Tuesday, August 21, 2007

Stacking the Electoral Deck


Published: August 22, 2007


The Electoral College should be abolished, but there is a right way to do it and a wrong way. A prominent Republican lawyer in California is doing it the wrong way, promoting a sneaky initiative that, in the name of Electoral College reform, would rig elections in a way that would make it difficult for a Democrat to be elected president, no matter how the popular vote comes out. If the initiative passes, it would do serious damage to American democracy.

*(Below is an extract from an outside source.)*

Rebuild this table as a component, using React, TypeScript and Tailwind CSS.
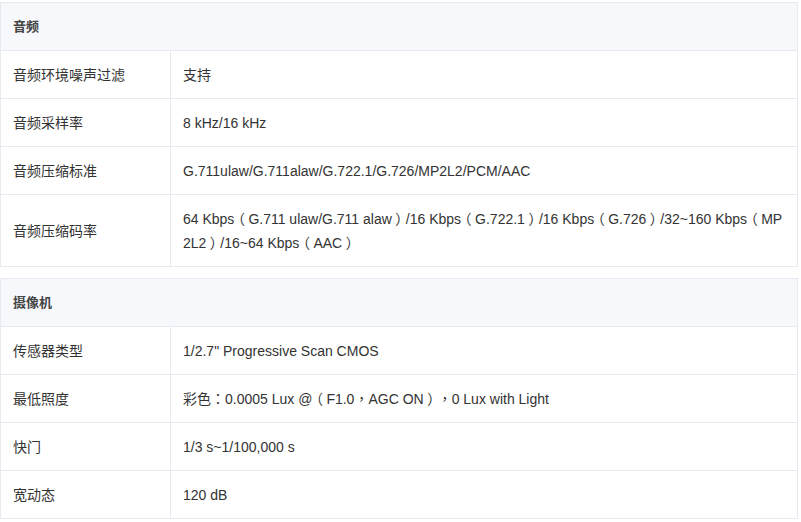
const sections = [
  {
    title: '音频',
    rows: [
      ['音频环境噪声过滤', '支持'],
      ['音频采样率', '8 kHz/16 kHz'],
      ['音频压缩标准', 'G.711ulaw/G.711alaw/G.722.1/G.726/MP2L2/PCM/AAC'],
      [
        '音频压缩码率',
        '64 Kbps（G.711 ulaw/G.711 alaw）/16 Kbps（G.722.1）/16 Kbps（G.726）/32~160 Kbps（MP2L2）/16~64 Kbps（AAC）',
      ],
    ],
  },
  {
    title: '摄像机',
    rows: [
      ['传感器类型', '1/2.7" Progressive Scan CMOS'],
      ['最低照度', '彩色：0.0005 Lux @（F1.0，AGC ON），0 Lux with Light'],
      ['快门', '1/3 s~1/100,000 s'],
      ['宽动态', '120 dB'],
    ],
  },
];

// brackets: half-width glyph centred in a full em box, as the original renders them
function Value({ text }: { text: string }) {
  return (
    <>
      {text.split(/([（）])/).map((part, i) =>
        part === '（' || part === '）' ? (
          <span key={i} className="inline-block w-[14px] text-center [font-feature-settings:'halt']">
            {part}
          </span>
        ) : (
          part
        ),
      )}
    </>
  );
}

export default function App() {
  return (
    <div className="w-[801px] h-[522px] bg-white pt-[2px] font-['Liberation_Sans','Noto_Sans_CJK_SC',sans-serif] text-[14px] text-[#333]">
      {sections.map((s) => (
        <table key={s.title} className="w-[798px] border-collapse table-fixed mb-[11px]">
          <colgroup>
            <col className="w-[170px]" />
            <col />
          </colgroup>
          <thead>
            <tr>
              <th
                colSpan={2}
                className="bg-[#f7f8fc] border border-[#e8eaf1] text-left text-[13px] font-bold px-3 py-[11.5px] leading-6 text-[#444]"
              >
                {s.title}
              </th>
            </tr>
          </thead>
          <tbody>
            {s.rows.map(([k, v]) => (
              <tr key={k}>
                <td className="border border-[#e8eaf1] px-3 py-[11.5px] leading-6 align-middle">{k}</td>
                <td className="border border-[#e8eaf1] px-3 py-[11.5px] leading-6 align-middle break-all font-['Liberation_Sans','Noto_Sans_CJK_TC',sans-serif]">
                  <Value text={v} />
                </td>
              </tr>
            ))}
          </tbody>
        </table>
      ))}
    </div>
  );
}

California currently gives all 55 of its electoral votes — the biggest electoral college prize in the nation — to the candidate who wins the statewide popular vote. Virtually all states use this winner-take-all method. The California initiative, which could go to a vote in June, would instead give the 2008 presidential candidates one electoral vote for every Congressional district that they win, with an additional two electoral votes going to whoever got the most votes statewide. (Democrats appear to have backed off from plans to try just as anti-democratic a trick in North Carolina, which is good.)

The net result of the California initiative would be that if the Democratic candidate wins in that state next year, which is very likely, the Republican candidate might still walk away with 20 or more of the state’s electoral votes. The initiative, backed by a shadowy group called Californians for Equal Representation, is being promoted as an effort to more accurately reflect the choices of the state’s voters, and to force candidates to pay more attention to California, which is usually not in play in presidential elections. It is actually a power grab on behalf of Republicans.



The Electoral College should be done away with, but in the meantime, any reforms should improve the system, not make it worse. If California abandons its winner-take-all rule while red states like Texas do not, it will be hard for a Democratic nominee to assemble an Electoral College majority, even if he or she wins a sizable majority of the popular vote. That appears to be just what the backers of the California idea have in mind.

If voters understand that the initiative is essentially an elaborate dirty trick posing as reform, they are likely to vote against it. But judging by the misleading name of their organization, the initiative’s backers want to fool the public into thinking the change would make elections more fair. They are planning on putting it to a vote in June 2008, an election when there will be few other things on the ballot, and turnout is expected to be extremely low. This bad-faith initiative is yet another example of the ways in which referenda can be used for mischief and a reminder of why they are a bad way to resolve complex public-policy issues.

Opponents of the initiative announced yesterday that they are sponsoring their own, rival initiative, which would commit California to a national plan that aims to ensure that the winner of the national popular vote becomes president. That idea makes much more sense.

Leading Republicans, including Gov. Arnold Schwarzenegger, have been silent about the initiative to split California’s electoral votes, but they should be speaking out against it. The fight isn’t about Republicans vs. Democrats. It is about whether to twist the nation’s system of electing presidents to give one party an unfair advantage. No principled elected official, or voter, of either party should support that.